Segel: Whenever I tell anyone, the response is always twofold: “Oh my God, that's awesome.” And then, “You better not mess it up.”
R&R: How about that Amy Adams? She seems super-sweet and super-innocent, and with credits like “Enchanted,” she seems just perfect for this role. You really lucked out.
Segel: Amy Adams is super-sweet and super-innocent, and with credits like “Enchanted,” she was just perfect for this role. We really lucked out.
R&R: If you could compare Kermit to ... oh, I don’t know, say an iconic Gregory Peck character, who would he be?
Segel: Kermit's the everyman. He's like Atticus Finch. He just wants to be an upright citizen and be kind.
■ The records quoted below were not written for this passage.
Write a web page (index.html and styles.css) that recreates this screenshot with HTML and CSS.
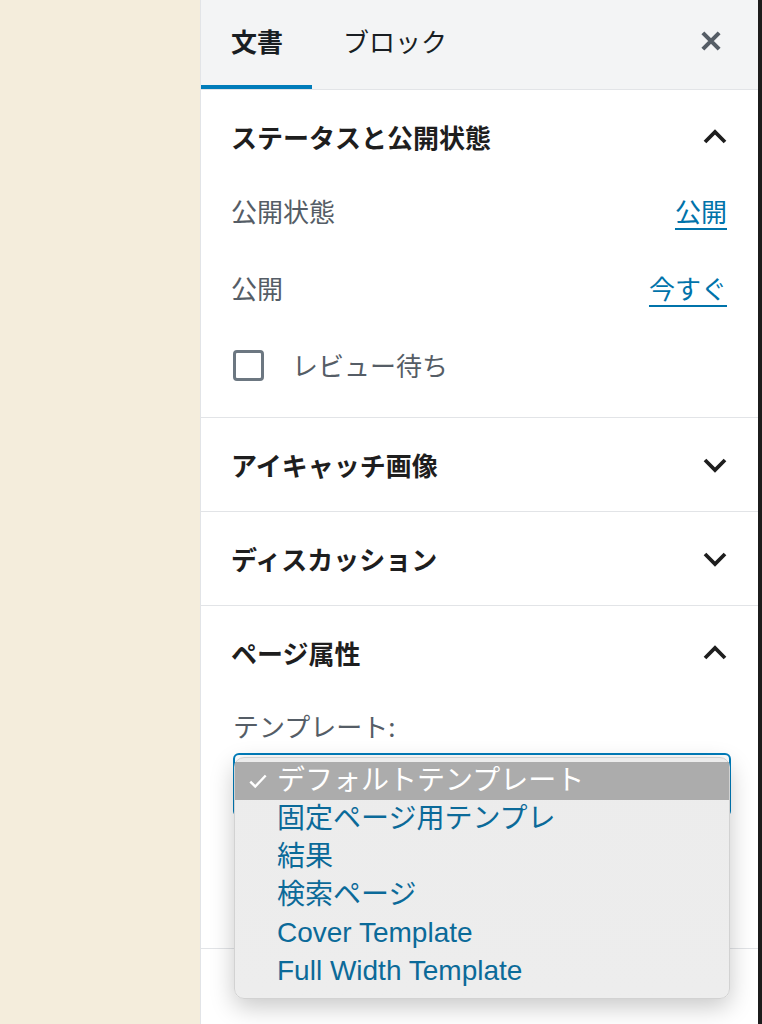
FILE: index.html
```html
<!DOCTYPE html>
<html lang="ja">
<head>
    <meta charset="UTF-8">
    <meta name="viewport" content="width=device-width, initial-scale=1.0">
    <title>文書設定</title>
    <link rel="stylesheet" href="styles.css">
</head>
<body>
    <div class="canvas"></div>

    <aside class="sidebar">
        <header class="sidebar-header">
            <button class="tab active">文書</button>
            <button class="tab">ブロック</button>
            <button class="close" aria-label="閉じる">
                <svg width="26" height="26" viewBox="0 0 24 24"><path d="M4.5 4.5l15 15M19.5 4.5l-15 15" stroke="#555d66" stroke-width="3.8" fill="none"/></svg>
            </button>
        </header>

        <section class="panel">
            <h2 class="panel-title">
                <span>ステータスと公開状態</span>
                <svg class="chevron" width="30" height="30" viewBox="0 0 24 24"><path d="M4 16l8-8 8 8" stroke="#1e1e1e" stroke-width="3" fill="none"/></svg>
            </h2>
            <div class="panel-body status">
                <div class="row">
                    <span class="label">公開状態</span>
                    <a href="#" class="link">公開</a>
                </div>
                <div class="row">
                    <span class="label">公開</span>
                    <a href="#" class="link">今すぐ</a>
                </div>
                <label class="row check">
                    <span class="box"></span>
                    <span class="label">レビュー待ち</span>
                </label>
            </div>
        </section>

        <section class="panel">
            <h2 class="panel-title">
                <span>アイキャッチ画像</span>
                <svg class="chevron" width="30" height="30" viewBox="0 0 24 24"><path d="M4 8l8 8 8-8" stroke="#1e1e1e" stroke-width="3" fill="none"/></svg>
            </h2>
        </section>

        <section class="panel">
            <h2 class="panel-title">
                <span>ディスカッション</span>
                <svg class="chevron" width="30" height="30" viewBox="0 0 24 24"><path d="M4 8l8 8 8-8" stroke="#1e1e1e" stroke-width="3" fill="none"/></svg>
            </h2>
        </section>

        <section class="panel">
            <h2 class="panel-title">
                <span>ページ属性</span>
                <svg class="chevron" width="30" height="30" viewBox="0 0 24 24"><path d="M4 16l8-8 8 8" stroke="#1e1e1e" stroke-width="3" fill="none"/></svg>
            </h2>
            <div class="panel-body attrs">
                <div class="field-label">テンプレート:</div>
                <div class="select-wrap">
                    <div class="select"></div>
                    <ul class="dropdown">
                        <li class="selected">
                            <svg class="tick" width="22" height="22" viewBox="0 0 20 20"><path d="M3 10.5l4.5 4.5L17 5" stroke="#fff" stroke-width="2.2" fill="none"/></svg>
                            デフォルトテンプレート
                        </li>
                        <li>固定ページ用テンプレ</li>
                        <li>結果</li>
                        <li>検索ページ</li>
                        <li>Cover Template</li>
                        <li>Full Width Template</li>
                    </ul>
                </div>
            </div>
        </section>

        <section class="panel last"></section>
    </aside>

    <div class="edge"></div>
</body>
</html>
```

FILE: styles.css
```css
*{
    box-sizing: border-box;
    margin: 0;
    padding: 0;
}
body{
    display: flex;
    height: 1024px;
    overflow: hidden;
    font-family: "Noto Sans CJK JP", sans-serif;
    background: #fff;
}
.canvas{
    width: 200px;
    flex-shrink: 0;
    background: #f4eddc;
}
.edge{
    width: 4px;
    flex-shrink: 0;
    background: #1c1c1c;
}
.sidebar{
    width: 558px;
    flex-shrink: 0;
    border-left: 1px solid #e2e4e7;
    background: #fff;
}

/* tabs */
.sidebar-header{
    display: flex;
    align-items: stretch;
    height: 90px;
    background: #f3f4f5;
    border-bottom: 1px solid #e2e4e7;
}
.tab{
    border: none;
    background: none;
    font-family: inherit;
    font-size: 26px;
    line-height: 30px;
    color: #191e23;
    padding: 0 29px 8px 30px;
}
.tab.active{
    font-weight: bold;
    box-shadow: inset 0 -4px 0 #007cba;
}
.tab + .tab{
    padding-left: 31px;
}
.close{
    margin-left: auto;
    border: none;
    background: none;
    width: 60px;
    margin-right: 17px;
    padding-bottom: 8px;
    display: flex;
    align-items: center;
    justify-content: center;
}

/* panels */
.panel{
    border-bottom: 1px solid #e2e4e7;
}
.panel.last{
    border-bottom: none;
}
.panel-title{
    height: 93px;
    display: flex;
    align-items: center;
    justify-content: space-between;
    padding: 0 28px 0 30px;
    font-size: 26px;
    font-weight: bold;
    color: #1e1e1e;
    line-height: 30px;
}
.panel-body{
    padding: 0 31px 0 30px;
}
.status{
    display: flex;
    flex-direction: column;
    gap: 21px;
    padding-bottom: 24px;
}
.row{
    height: 56px;
    display: flex;
    align-items: center;
    justify-content: space-between;
    font-size: 26px;
    line-height: 30px;
}
.label{
    color: #555d66;
}
.link{
    color: #0073aa;
    text-decoration: underline;
    text-underline-offset: 6px;
    text-decoration-thickness: 2px;
}
.row.check{
    justify-content: flex-start;
    gap: 28px;
    padding-left: 2px;
}
.box{
    width: 31px;
    height: 31px;
    border: 3px solid #6c7781;
    border-radius: 4px;
}

/* page attributes */
.attrs{
    padding: 12px 27px 131px 32px;
}
.field-label{
    font-size: 26px;
    line-height: 30px;
    color: #555d66;
}
.select-wrap{
    position: relative;
    margin-top: 12px;
}
.select{
    height: 64px;
    border: 2px solid #007cba;
    border-radius: 6px;
    background: #fff;
}
.dropdown{
    position: absolute;
    top: 4px;
    left: 1px;
    right: 1px;
    list-style: none;
    padding: 4px 0 8px;
    background: linear-gradient(#ececec, #ededed);
    border: 1px solid #d2d2d2;
    border-radius: 10px;
    box-shadow: 0 8px 24px rgba(0, 0, 0, 0.22);
    font-family: "Liberation Sans", "Noto Sans CJK JP", sans-serif;
    font-size: 28px;
}
.dropdown li{
    position: relative;
    height: 38px;
    line-height: 38px;
    padding-left: 42px;
    color: #0b6a99;
    white-space: nowrap;
}
.dropdown li.selected{
    background: #acacac;
    color: #fff;
}
.tick{
    position: absolute;
    left: 12px;
    top: 8px;
}
```
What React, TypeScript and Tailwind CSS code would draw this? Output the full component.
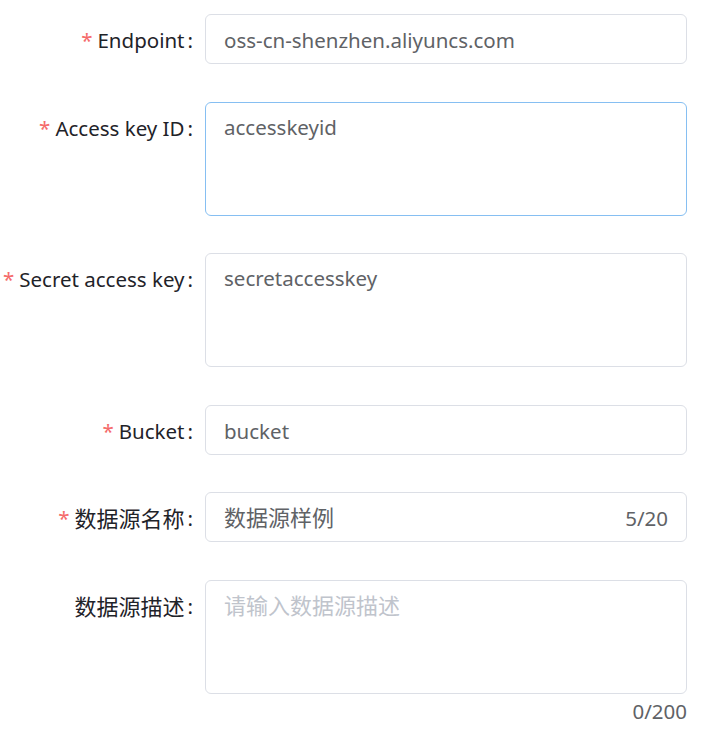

It’s all about laughter and love and doing what's right.
R&R: Let’s cut to the chase. Miss Piggy: She’s a diva, am I right?
Segel: Miss Piggy is the ultimate diva.
R&R: Do you think you could talk about Animal while making a Shakespeare reference that no one but English-lit majors will get? Bonus points for a Freud reference, too. You realize that if you pull this off, the academic world may stop thinking of you simply as the guy who wiggled his wang around in “Sarah Marshall.”
Segel: Animal is the part of all of us that is unhinged. Animal is like our Id. He's like Caliban from “The Tempest.”